The New Testament Problem

The New Testament Problem.

In the selection of passages from the New Testament there was at least as much need for care and compromise as in the Old Testament lessons. Within the Church itself the voice of criticism has not spoken so freely in the one case as in the other. It is true that at the last Congress of the Church of England in the Old Country a paper was read urging that the synoptic gospels had not entirely escaped from legendary influences, and the writer's conclusions would apply to a good many of the lessons in the text-book. It is also true that a Canon of the same Church has recently edited a biblical dictionary in which some of the fundamental positions of traditional Christianity are rudely assailed. But these exceptions serve but to emphasise the rule that the critical spirit of the Church does not work with the same freedom upon the New Testament as upon the Old. On the other hand, the nearer one approaches to the inner mysteries of the Christian faith, the more clearly is the line drawn between those within and those without the pale, the more vital do differences become, the keener the feelings they arouse, and the greater the dinger to the public peace of anything which stimulates or extends their operation.

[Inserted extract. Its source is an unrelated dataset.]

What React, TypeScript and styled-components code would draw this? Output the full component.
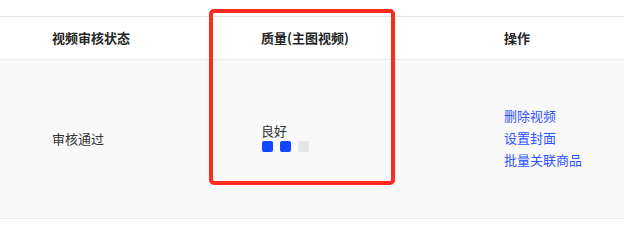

Yet even from the New Testament it would have been easy to select lessons which would have provided the highest ethical and not far from the highest spiritual teaching without directly raising questions that are peremptorily and essentially controversial. The parables, for instance, and the Sermon on the Mount contain abundant material of this description, transcending neither the intelligence of childhood nor the limits of what is common to all ethical systems and all good men; and such material may be admissible into a secular curriculum when men have ceased to wrangle about the authority of the Book and the personality of the Teacher.